There is no contemporary record indicating a meeting between George and Hannah or of Hannah’s presence in any of the royal residences or of any gossip concerning the prince’s romance with Hannah. (One would think that someone would have noticed, given the intense supervision to which the prince was subjected.) I think that a mad flight up the turnpike would have been noted somewhere. The idea that a 15-year old Prince of Wales could organize such an event without getting caught by one or more of his many minders also seems wildly improbable.

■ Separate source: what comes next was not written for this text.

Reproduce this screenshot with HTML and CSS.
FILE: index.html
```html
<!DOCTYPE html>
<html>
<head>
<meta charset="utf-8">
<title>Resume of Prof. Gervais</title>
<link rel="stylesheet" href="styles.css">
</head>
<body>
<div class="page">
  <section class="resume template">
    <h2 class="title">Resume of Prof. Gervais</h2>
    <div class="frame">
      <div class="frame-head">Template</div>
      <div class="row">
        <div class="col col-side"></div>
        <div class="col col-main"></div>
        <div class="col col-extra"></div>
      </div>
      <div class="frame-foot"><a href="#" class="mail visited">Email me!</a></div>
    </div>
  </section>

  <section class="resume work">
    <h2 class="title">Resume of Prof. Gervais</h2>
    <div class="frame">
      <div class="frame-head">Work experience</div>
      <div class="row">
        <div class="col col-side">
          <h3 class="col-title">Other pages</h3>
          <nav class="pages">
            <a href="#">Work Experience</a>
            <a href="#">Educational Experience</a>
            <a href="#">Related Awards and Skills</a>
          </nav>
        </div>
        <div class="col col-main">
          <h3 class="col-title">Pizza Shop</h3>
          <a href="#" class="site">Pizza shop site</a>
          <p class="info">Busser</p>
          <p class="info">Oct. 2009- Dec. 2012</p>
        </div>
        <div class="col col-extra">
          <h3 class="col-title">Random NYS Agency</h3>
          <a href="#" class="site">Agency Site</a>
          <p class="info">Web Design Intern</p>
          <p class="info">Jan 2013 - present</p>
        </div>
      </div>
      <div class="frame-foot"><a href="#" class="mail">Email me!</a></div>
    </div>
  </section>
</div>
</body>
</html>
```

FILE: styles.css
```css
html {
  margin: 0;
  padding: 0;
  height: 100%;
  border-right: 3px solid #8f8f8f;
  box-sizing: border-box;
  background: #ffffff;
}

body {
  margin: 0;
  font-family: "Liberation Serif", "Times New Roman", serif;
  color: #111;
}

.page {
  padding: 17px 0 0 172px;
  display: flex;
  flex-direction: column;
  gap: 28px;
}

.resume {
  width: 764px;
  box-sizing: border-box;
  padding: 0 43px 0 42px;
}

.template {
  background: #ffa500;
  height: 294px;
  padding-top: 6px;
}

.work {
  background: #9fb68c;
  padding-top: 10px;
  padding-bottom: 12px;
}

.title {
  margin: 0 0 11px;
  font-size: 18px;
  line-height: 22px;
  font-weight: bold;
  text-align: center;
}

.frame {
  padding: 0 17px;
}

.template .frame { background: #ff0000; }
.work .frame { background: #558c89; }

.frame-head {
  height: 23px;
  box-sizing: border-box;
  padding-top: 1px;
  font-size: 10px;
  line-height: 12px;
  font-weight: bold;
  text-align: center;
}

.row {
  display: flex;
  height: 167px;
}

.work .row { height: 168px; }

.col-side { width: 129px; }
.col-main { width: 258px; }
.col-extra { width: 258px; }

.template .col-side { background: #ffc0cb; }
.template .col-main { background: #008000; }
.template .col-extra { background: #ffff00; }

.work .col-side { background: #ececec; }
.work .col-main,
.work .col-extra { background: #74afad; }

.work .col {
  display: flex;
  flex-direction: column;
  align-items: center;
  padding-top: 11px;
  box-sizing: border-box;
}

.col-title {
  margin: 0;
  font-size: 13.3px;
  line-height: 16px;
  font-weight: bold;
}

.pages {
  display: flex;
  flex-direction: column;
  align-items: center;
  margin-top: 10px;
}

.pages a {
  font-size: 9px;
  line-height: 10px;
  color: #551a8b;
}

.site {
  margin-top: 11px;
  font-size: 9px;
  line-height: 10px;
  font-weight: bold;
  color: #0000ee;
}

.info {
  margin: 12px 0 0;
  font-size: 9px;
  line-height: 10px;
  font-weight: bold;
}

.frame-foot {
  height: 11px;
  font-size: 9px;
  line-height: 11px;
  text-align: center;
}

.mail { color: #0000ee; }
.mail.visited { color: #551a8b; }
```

We do know that by the end of 1759, George was madly in love with and wanted to marry Sarah Lennox. This seems completely out of character if he were in fact happily ensconced in a family relationship with Hannah and a child or children. After his grandfather’s death October 25, 1760, he was occupied with matters of state and forming a government as king, working closely with Lord Bute and his mother. He was married to Charlotte September 22, 1761. A letter was written by Lady Sophia Egerton to her uncle William Bentinck (who became the Duke of Portland) in December of 1759 that indicated that George had kept a beautiful Quaker, had a child by her, and she was dead. The Quaker in question was not named. There is nothing to indicate where she got the story, and there is no indication of similar stories in other sources. The timing is certainly odd, given the then-Prince’s known feelings for Sarah Lennox. I have not been able to find the full text of this letter, and I’ve seen no discussion regarding the existence and the validity or otherwise of this letter.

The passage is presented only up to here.